Restate the data word for word and leave the images out.

*Material:*
______
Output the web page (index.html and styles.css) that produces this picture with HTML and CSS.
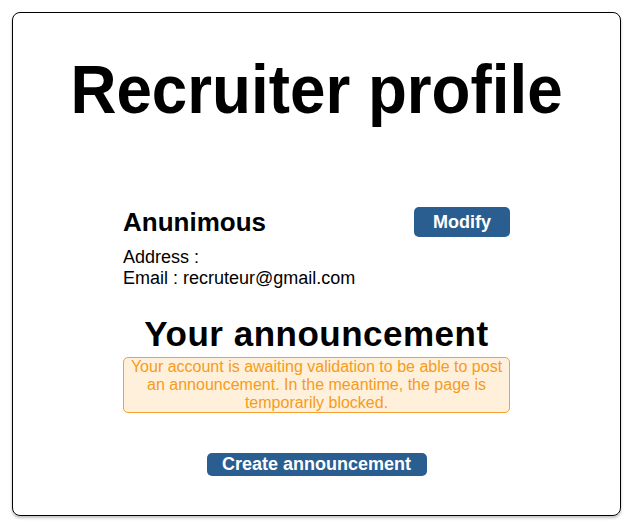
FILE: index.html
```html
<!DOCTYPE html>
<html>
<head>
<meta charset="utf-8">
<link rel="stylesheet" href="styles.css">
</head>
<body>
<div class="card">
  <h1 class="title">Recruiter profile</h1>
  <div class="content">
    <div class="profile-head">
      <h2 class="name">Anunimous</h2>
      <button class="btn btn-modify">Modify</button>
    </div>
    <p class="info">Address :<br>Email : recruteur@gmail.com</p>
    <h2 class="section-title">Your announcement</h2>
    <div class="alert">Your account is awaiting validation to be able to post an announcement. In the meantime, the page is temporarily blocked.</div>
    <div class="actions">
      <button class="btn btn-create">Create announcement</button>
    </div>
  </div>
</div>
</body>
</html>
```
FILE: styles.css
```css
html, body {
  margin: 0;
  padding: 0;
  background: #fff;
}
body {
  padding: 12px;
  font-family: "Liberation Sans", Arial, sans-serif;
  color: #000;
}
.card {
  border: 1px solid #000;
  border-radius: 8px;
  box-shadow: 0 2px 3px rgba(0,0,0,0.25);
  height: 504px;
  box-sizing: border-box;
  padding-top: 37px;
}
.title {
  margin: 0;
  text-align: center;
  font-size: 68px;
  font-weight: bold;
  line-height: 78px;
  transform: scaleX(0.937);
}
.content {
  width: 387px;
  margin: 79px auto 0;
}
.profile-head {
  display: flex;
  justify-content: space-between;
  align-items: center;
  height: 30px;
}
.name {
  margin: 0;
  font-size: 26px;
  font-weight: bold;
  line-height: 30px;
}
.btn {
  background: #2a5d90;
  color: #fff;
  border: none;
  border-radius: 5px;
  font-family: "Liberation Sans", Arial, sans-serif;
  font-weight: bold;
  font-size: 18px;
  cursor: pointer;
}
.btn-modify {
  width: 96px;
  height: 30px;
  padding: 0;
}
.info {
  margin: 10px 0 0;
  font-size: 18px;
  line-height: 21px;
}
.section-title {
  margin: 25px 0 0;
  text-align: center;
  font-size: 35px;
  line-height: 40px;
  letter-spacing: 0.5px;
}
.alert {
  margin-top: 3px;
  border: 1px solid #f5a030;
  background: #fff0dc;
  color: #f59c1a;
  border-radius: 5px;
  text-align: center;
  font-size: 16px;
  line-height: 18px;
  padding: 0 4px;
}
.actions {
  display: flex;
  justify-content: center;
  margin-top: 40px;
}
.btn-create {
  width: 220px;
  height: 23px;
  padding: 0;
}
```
______
*Solution to this problem:*
Output the web page (index.html and styles.css) that produces this picture with HTML and CSS.
FILE: index.html
```html
<!DOCTYPE html>
<html>
<head>
<meta charset="utf-8">
<link rel="stylesheet" href="styles.css">
</head>
<body>
<div class="card">
  <h1 class="title">Recruiter profile</h1>
  <div class="content">
    <div class="profile-head">
      <h2 class="name">Anunimous</h2>
      <button class="btn btn-modify">Modify</button>
    </div>
    <p class="info">Address :<br>Email : recruteur@gmail.com</p>
    <h2 class="section-title">Your announcement</h2>
    <div class="alert">Your account is awaiting validation to be able to post an announcement. In the meantime, the page is temporarily blocked.</div>
    <div class="actions">
      <button class="btn btn-create">Create announcement</button>
    </div>
  </div>
</div>
</body>
</html>
```
FILE: styles.css
```css
html, body {
  margin: 0;
  padding: 0;
  background: #fff;
}
body {
  padding: 12px;
  font-family: "Liberation Sans", Arial, sans-serif;
  color: #000;
}
.card {
  border: 1px solid #000;
  border-radius: 8px;
  box-shadow: 0 2px 3px rgba(0,0,0,0.25);
  height: 504px;
  box-sizing: border-box;
  padding-top: 37px;
}
.title {
  margin: 0;
  text-align: center;
  font-size: 68px;
  font-weight: bold;
  line-height: 78px;
  transform: scaleX(0.937);
}
.content {
  width: 387px;
  margin: 79px auto 0;
}
.profile-head {
  display: flex;
  justify-content: space-between;
  align-items: center;
  height: 30px;
}
.name {
  margin: 0;
  font-size: 26px;
  font-weight: bold;
  line-height: 30px;
}
.btn {
  background: #2a5d90;
  color: #fff;
  border: none;
  border-radius: 5px;
  font-family: "Liberation Sans", Arial, sans-serif;
  font-weight: bold;
  font-size: 18px;
  cursor: pointer;
}
.btn-modify {
  width: 96px;
  height: 30px;
  padding: 0;
}
.info {
  margin: 10px 0 0;
  font-size: 18px;
  line-height: 21px;
}
.section-title {
  margin: 25px 0 0;
  text-align: center;
  font-size: 35px;
  line-height: 40px;
  letter-spacing: 0.5px;
}
.alert {
  margin-top: 3px;
  border: 1px solid #f5a030;
  background: #fff0dc;
  color: #f59c1a;
  border-radius: 5px;
  text-align: center;
  font-size: 16px;
  line-height: 18px;
  padding: 0 4px;
}
.actions {
  display: flex;
  justify-content: center;
  margin-top: 40px;
}
.btn-create {
  width: 220px;
  height: 23px;
  padding: 0;
}
```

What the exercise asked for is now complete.